The U.S. Environmental Protection Agency (EPA) under the Biden administration awarded $2 billion to a “green energy” nonprofit that appears to have been little more than a means to enrich left-wing activists such as former Democratic candidate Stacey Abrams.

Founded in 2023 as a coalition of nonprofits, corporations, unions, municipalities, and other groups, Power Forward Communities (PFC) bills itself as “the first national program to finance home energy efficiency upgrades at scale, saving Americans thousands of dollars on their utility bills every year.” It says it “will help homeowners, developers, and renters swap outdated, inefficient appliances with more efficient and modernized options, saving money for years ahead and ensuring our kids can grow up with cleaner, pollutant-free air.”

The organization’s website boasts more than 300 member organizations across 46 states but does not detail actual activities. It does have job postings for three open positions and a form for people to sign up for more information.

The Washington Free Beacon reported that the Trump administration’s Department of Government Efficiency (DOGE) project, along with new EPA administrator Lee Zeldin, are raising questions about the $2 billion grant PFC received from the Biden EPA’s National Clean Investment Fund (NCIF), ostensibly for the “affordable decarbonization of homes and apartments throughout the country, with a particular focus on low-income and disadvantaged communities.”

PFC’s announcement of the grant is the organization’s only press release to date and is alarming given that the organization had somehow reported only $100 in revenue at the end of 2023.

“I made a commitment to members of Congress and to the American people to be a good steward of tax dollars and I’ve wasted no time in keeping my word,” Zeldin said. “When we learned about the Biden administration’s scheme to quickly park $20 billion outside the agency, we suspected that some organizations were created out of thin air just to take advantage of this.” Zeldin previously announced the Biden EPA had deposited the $20 billion in a Citibank account, apparently to make it harder for the next administration to retrieve and review it.

“As we continue to learn more about where some of this money went, it is even more apparent how far-reaching and widely accepted this waste and abuse has been,” he added. “It’s extremely concerning that an organization that reported just $100 in revenue in 2023 was chosen to receive $2 billion. That’s 20 million times the organization’s reported revenue.”

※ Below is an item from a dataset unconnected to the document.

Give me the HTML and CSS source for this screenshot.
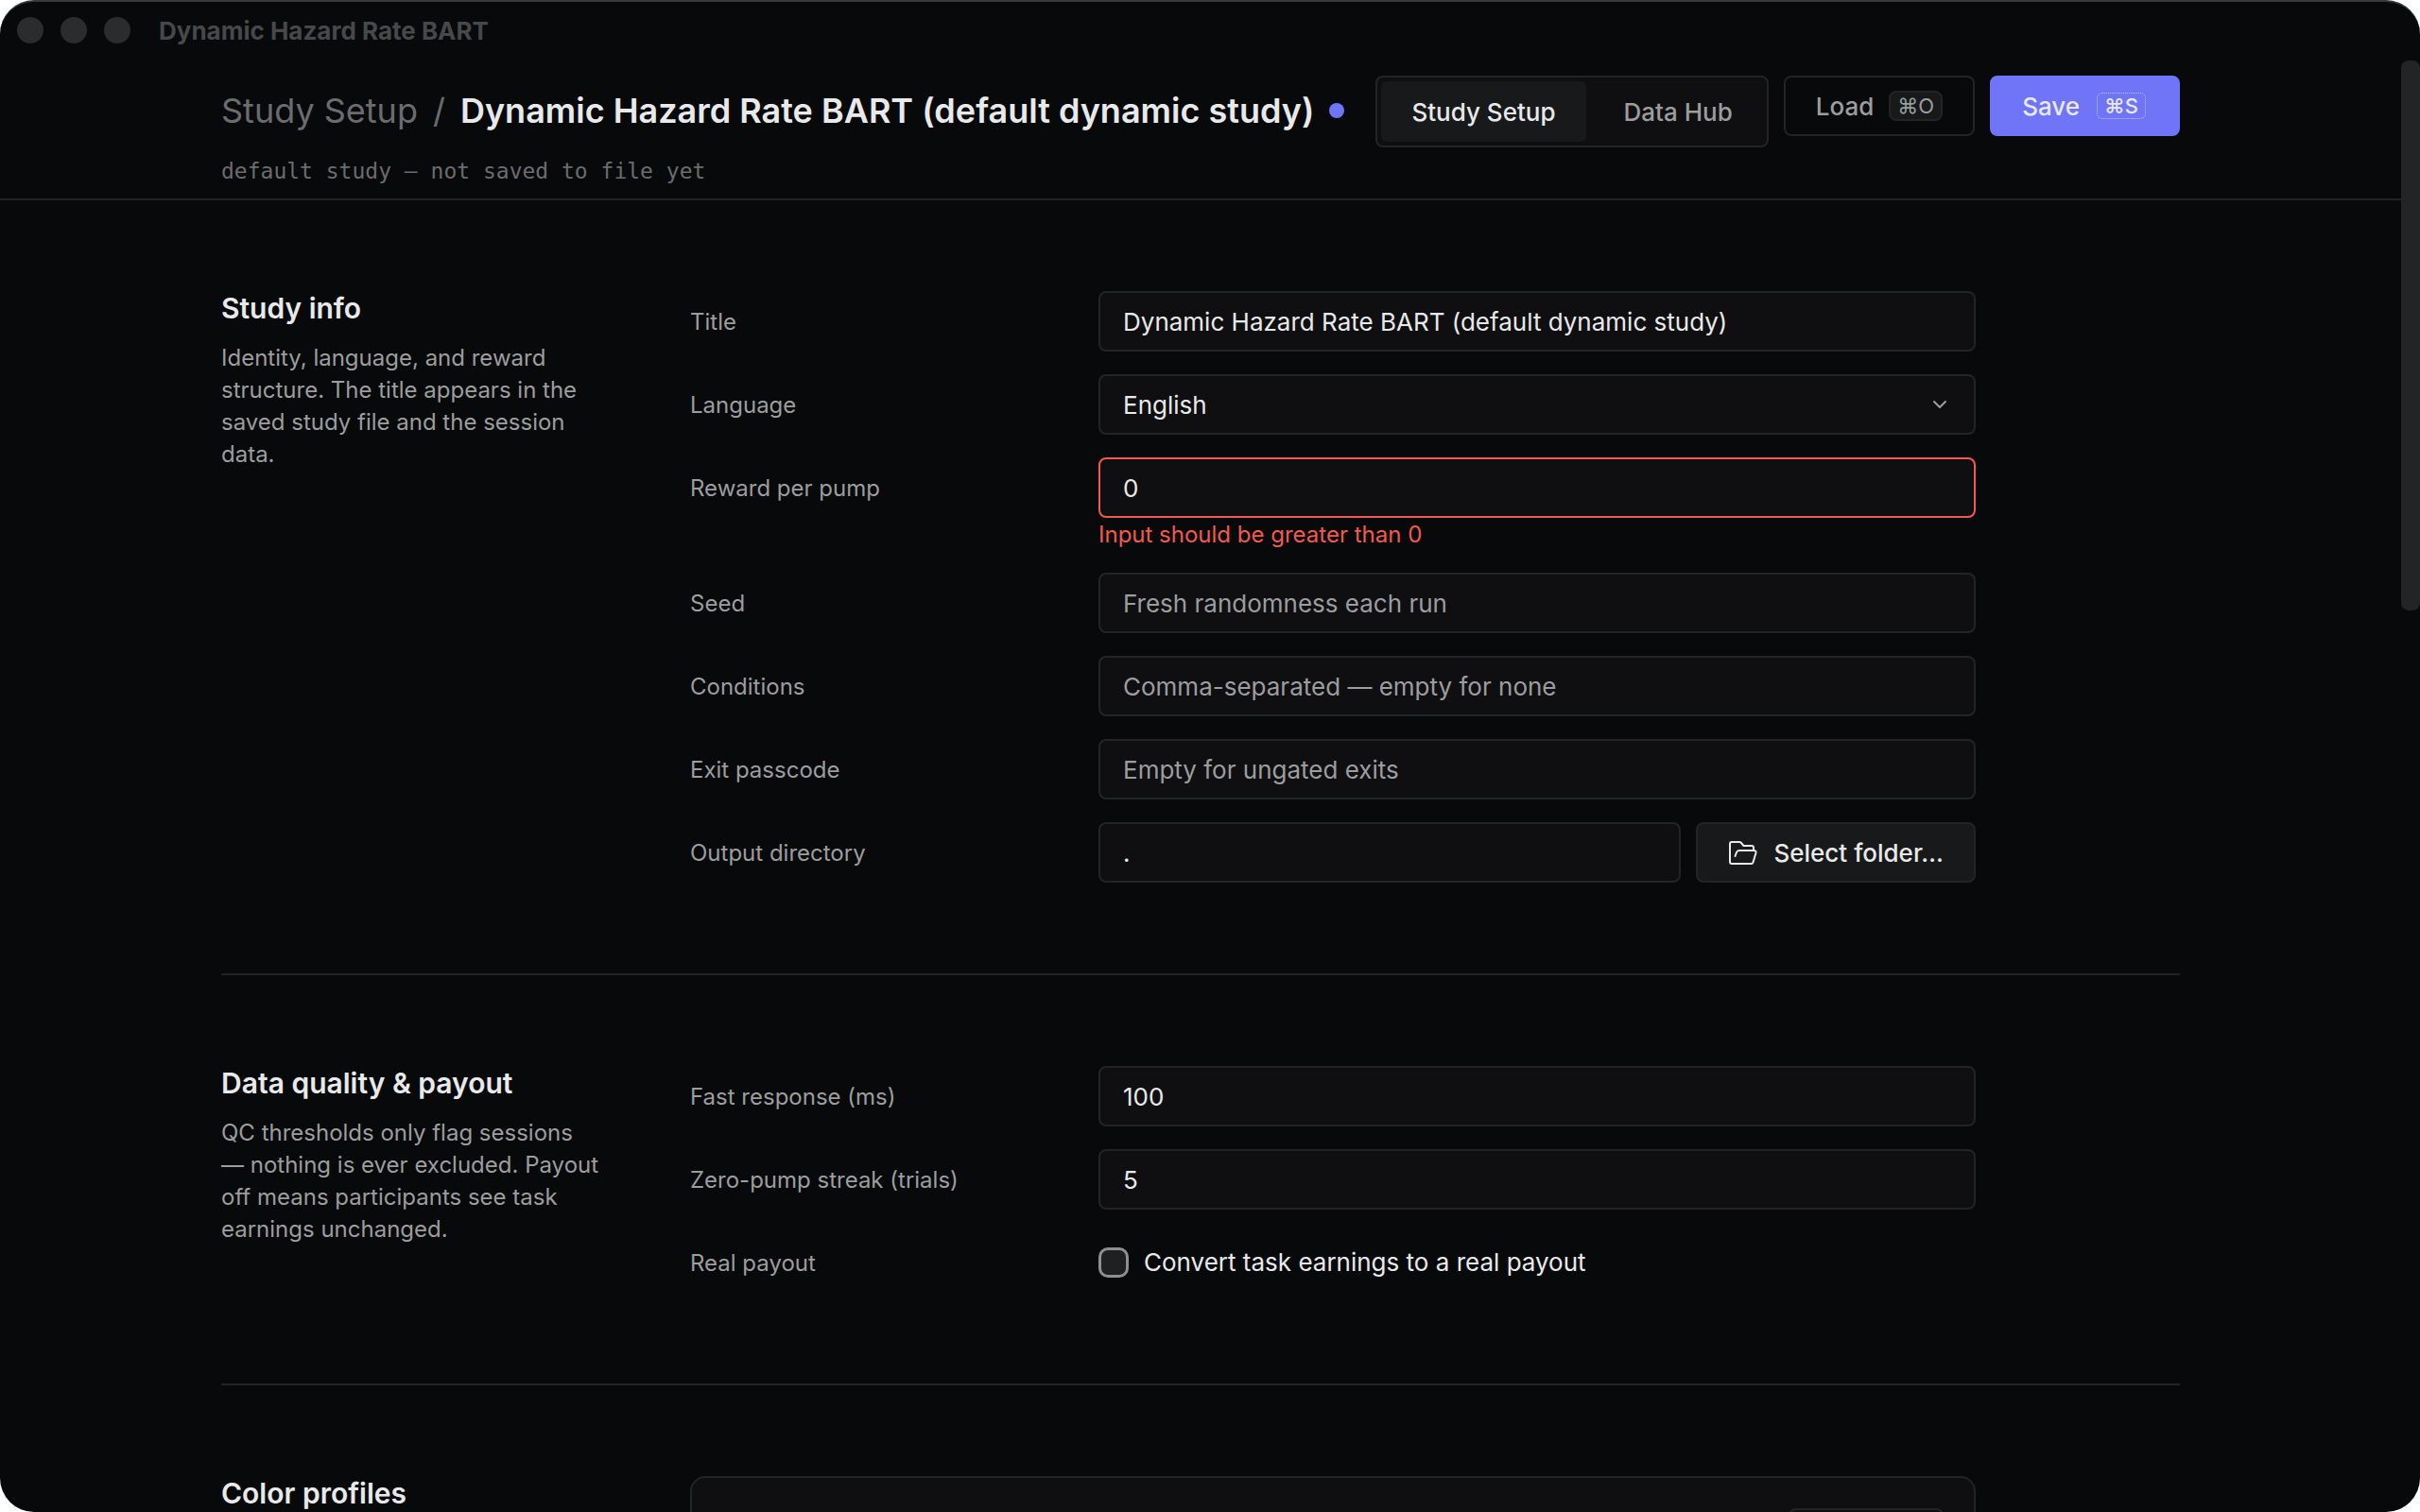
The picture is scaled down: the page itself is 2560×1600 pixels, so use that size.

Daniel Turner, executive director of energy advocacy group Power the Future, told the Beacon that in his opinion “for an organization that has no experience in this, that was literally just established, and had $100 in the bank to receive a $2 billion grant — it doesn’t just fly in the face of common sense, it’s out and out fraud.”

Prominent among PFC’s insiders is Abrams, the former Georgia House minority leader best known for persistent false claims about having the state’s gubernatorial election stolen from her in 2018. Abrams founded two of PFC’s partner organizations (Southern Economic Advancement Project and Fair Count) and serves as lead counsel for a third group (Rewiring America) in the coalition. A longtime advocate of left-wing environmental policies, Abrams is also a member of the national advisory board for advocacy group Climate Power.